The test that reveals this: Open a private window, visit a site you've never been to, note your IP address using a service like whatismyip.com. Now close the private window and open a regular window. Your IP is identical. The site saw the same "you" in both cases.

Browser Fingerprinting: The Tracking That Bypasses Cookies

One of the more sophisticated tracking techniques — browser fingerprinting — is not affected by private mode at all. Your browser, in the process of loading web pages, reveals a large set of characteristics: your screen resolution, installed fonts, graphics hardware capabilities, time zone, language settings, and browser version. Combined, these characteristics form a fingerprint that is often unique to your specific browser and device configuration, and it persists across sessions without needing a cookie.

Several ad networks and analytics platforms use fingerprinting as a fallback precisely because it survives browser history clearing and private mode. You can test your fingerprint's uniqueness at coveryourtracks.eff.org (a project by the Electronic Frontier Foundation).

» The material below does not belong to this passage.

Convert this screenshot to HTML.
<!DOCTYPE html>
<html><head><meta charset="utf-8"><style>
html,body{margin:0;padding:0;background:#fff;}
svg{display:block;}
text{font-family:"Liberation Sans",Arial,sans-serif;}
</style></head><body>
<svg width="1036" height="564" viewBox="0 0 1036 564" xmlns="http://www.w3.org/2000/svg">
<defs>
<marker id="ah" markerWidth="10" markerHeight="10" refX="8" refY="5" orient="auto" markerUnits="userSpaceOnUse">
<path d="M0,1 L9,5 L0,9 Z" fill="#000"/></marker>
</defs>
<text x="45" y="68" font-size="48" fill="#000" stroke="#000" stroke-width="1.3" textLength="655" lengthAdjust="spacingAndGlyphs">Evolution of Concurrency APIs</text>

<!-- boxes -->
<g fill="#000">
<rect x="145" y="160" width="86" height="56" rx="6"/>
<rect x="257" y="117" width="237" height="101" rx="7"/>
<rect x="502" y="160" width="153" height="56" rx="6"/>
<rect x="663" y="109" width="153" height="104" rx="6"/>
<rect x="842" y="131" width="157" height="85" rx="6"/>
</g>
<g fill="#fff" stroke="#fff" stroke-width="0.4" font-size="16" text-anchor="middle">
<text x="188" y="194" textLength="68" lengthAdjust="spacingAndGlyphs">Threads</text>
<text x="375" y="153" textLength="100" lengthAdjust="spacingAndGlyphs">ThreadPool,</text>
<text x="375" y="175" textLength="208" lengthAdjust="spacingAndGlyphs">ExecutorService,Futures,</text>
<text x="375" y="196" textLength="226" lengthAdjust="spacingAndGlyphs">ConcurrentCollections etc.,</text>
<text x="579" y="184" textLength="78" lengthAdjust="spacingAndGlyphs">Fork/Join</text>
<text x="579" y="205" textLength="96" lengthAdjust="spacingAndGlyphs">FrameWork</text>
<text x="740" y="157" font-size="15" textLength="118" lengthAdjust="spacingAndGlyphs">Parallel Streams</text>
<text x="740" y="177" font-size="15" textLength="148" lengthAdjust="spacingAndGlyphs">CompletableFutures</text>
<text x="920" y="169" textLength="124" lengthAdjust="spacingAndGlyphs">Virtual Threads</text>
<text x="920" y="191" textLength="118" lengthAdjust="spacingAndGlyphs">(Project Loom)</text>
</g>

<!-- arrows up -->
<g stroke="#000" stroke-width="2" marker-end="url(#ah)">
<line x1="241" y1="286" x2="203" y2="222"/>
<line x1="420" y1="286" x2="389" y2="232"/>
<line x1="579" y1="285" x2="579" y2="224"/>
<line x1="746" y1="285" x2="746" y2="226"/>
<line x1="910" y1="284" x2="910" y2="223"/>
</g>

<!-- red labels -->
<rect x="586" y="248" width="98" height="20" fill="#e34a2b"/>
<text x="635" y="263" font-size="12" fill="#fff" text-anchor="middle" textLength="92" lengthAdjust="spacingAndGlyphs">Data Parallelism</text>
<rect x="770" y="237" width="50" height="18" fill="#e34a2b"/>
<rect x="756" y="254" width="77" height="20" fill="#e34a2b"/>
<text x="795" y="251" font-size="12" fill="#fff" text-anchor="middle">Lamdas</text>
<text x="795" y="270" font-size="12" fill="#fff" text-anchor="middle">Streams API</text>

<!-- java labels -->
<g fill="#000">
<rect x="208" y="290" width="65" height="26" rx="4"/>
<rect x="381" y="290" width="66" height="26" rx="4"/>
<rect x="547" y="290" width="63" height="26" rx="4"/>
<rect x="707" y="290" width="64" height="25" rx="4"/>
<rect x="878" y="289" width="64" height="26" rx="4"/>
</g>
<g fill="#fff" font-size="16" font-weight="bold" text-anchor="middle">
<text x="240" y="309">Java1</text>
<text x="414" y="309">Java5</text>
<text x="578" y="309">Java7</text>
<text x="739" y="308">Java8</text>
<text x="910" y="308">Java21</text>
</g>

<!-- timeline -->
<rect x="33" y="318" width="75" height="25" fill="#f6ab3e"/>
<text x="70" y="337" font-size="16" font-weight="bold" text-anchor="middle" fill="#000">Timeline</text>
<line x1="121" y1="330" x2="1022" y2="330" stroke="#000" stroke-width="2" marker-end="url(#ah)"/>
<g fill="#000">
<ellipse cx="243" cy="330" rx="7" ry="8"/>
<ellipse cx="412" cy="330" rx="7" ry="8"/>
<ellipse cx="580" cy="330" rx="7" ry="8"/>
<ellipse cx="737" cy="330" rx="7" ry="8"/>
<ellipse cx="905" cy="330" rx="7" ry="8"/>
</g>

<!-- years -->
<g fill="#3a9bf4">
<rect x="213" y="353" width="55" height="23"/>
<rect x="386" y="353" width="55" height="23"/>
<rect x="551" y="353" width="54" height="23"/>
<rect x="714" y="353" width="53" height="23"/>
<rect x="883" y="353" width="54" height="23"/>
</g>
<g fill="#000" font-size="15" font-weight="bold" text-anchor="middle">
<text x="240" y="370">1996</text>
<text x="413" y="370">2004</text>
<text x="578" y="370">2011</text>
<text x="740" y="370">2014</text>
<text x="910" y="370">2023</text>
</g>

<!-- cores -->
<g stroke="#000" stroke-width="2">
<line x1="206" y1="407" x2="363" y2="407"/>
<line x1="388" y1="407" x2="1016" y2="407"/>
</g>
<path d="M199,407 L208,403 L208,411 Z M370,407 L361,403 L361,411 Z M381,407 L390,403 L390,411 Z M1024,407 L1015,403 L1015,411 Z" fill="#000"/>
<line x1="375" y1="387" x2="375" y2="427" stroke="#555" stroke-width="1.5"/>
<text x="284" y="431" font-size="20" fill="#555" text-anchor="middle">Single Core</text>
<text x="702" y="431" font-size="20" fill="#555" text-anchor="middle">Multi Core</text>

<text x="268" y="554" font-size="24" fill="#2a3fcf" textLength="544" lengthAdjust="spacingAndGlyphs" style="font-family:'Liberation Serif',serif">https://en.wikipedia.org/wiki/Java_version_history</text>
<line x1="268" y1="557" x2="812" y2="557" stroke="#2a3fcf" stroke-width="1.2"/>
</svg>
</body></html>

When Private Mode Is Actually Useful

Despite its limitations, private mode serves real purposes:

  • Shared computers: Using a computer at a library, hotel, or friend's house — private mode ensures you don't leave cookies, history, or autofill entries on someone else's machine.
  • Testing login states: Useful for checking how a website looks when logged out, or for quickly testing a second account without signing out of the first.
  • Bypassing soft paywalls: Some sites count article visits per session using cookies. A private window starts a fresh cookie session, which can reset that count. (This is increasingly blocked as sites move to account-based limits.)
  • Shopping without price personalization: Some e-commerce sites adjust prices based on your browsing history and session data. A private window removes those signals.
  • Preventing local history accumulation: If you're researching something sensitive on your own device and don't want it in local browser history, private mode is the right tool for that specific concern.

What Actually Provides More Privacy

If your goal is network-level anonymity — hiding your browsing from your ISP or employer — private mode is the wrong tool. The right tools are:

  • A VPN: Routes your traffic through an encrypted tunnel to a server elsewhere, hiding your traffic content and destination from your ISP (though not from the VPN provider itself).
  • Tor Browser: Routes traffic through multiple encrypted relays, making it very difficult to correlate traffic back to your IP. Much slower than a VPN, but stronger anonymity for the right use cases.
  • Firefox with uBlock Origin and strict privacy settings: Significantly reduces tracking cookies, scripts, and fingerprinting attempts in normal browsing. Privacy-focused browsers like Brave offer similar protections with less configuration.
  • Encrypted DNS: Using DNS-over-HTTPS (DoH) providers like Cloudflare's 1.1.1.1 or NextDNS encrypts your DNS queries so your ISP can't see which domains you're looking up.

The Bottom Line

Private mode is a local history eraser, not an anonymity tool. It does one thing well: prevents your browser from storing a record of the session on your device. For that specific use case — shared computers, leaving no local trace — it's the right tool. For hiding activity from your network, your ISP, or the sites you visit, you need different tools entirely.